A pimp is suing Nike for $100 million. The man’s complaint? The popular shoe company failed to print a warning with its Jordan shoes that explained that they could be used as deadly weapons. How exactly did the pimp find this out? The man was recently found guilty of brutally beating a man to death with his sneakers — a crime that earned him 100 years of prison time.
The 26-year-old Portland, Oregon pimp suing Nike says he was mislead about the potential lethality of using their shoes to beat a person. Strangely enough, the pimp, Sirgiorgio Clardy, might not be making an entirely absurd claim.
This past summer the Portland pimp attacked a client after he refused to pay. Clardy’s response included beating the man and stomping on his face with his Jordan Nike sneakers. The pimp suing Nike also took his rage out against one of his 18-year-old prostitutes. According to police, the assault left the woman bleeding from her ears.
Though both the woman and the man survived, the man needed a number of stitches and plastic reconstructive surgery. After getting arrested and facing trial for the attacks, an Oregon jury found Clardy guilty. In doing so, they labeled him a “dangerous offender.” As a psychologist said during his testimony, Clardy is both a volatile psychopath and is “100 percent likely” to commit another violent crime.
Though the jury found the pimp guilty of violent crimes, it was their agreement to classify Clardy’s Jordan Nike shoes as a “dangerous weapon” that landed him the longest possible prison sentence. Though the definition of a “dangerous weapon” is somewhat fluid as a legal term, as this case shows, it is typically reserved for weapons like firearms and knives. Blunt objects sometimes get this special distinction, but sneakers rarely qualify.

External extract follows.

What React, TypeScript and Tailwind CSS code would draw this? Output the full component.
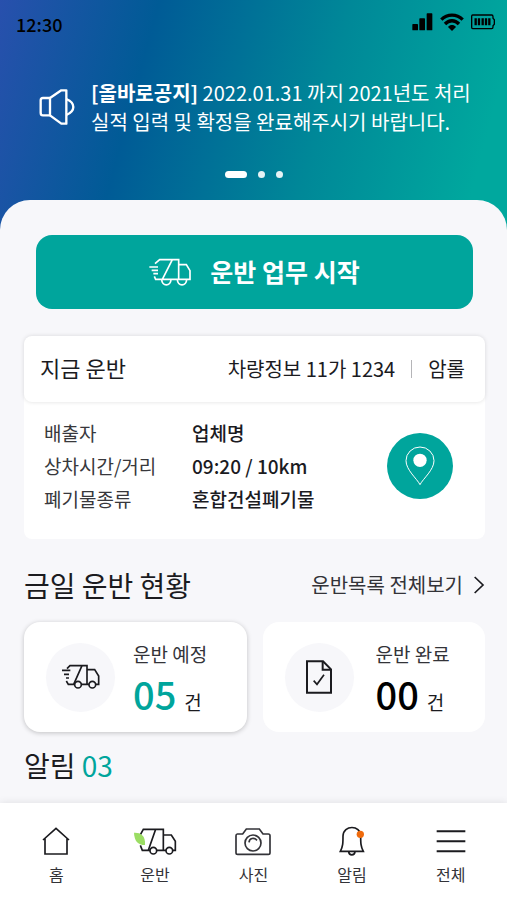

As such, the pimp suing Nike believes he’s been slighted. Though the premise of his lawsuit is undeniably absurd — if only he’d known his Jordans were “deadly weapons” he might have used something else in his attack — more than anything it shows the questionable justice in redefining legal terms. Can Nike Jordan shoes really be considered on the same level as a firearm? Clardy, the pimp suing Nike, filed his complaint recently in the form of a hand-written three-page document. In it he claims that the shoe company’s failure to include an “adequate warning” with their Jordan shoes has resulted in “personal injury in the like of mental suffering.”
The shoe manufacturer has officially responded to the complaint with a standard “no comment.” The Portland pimp suing Nike hopes to take his grievances to court and walk away with $100 million — back to his prison cell.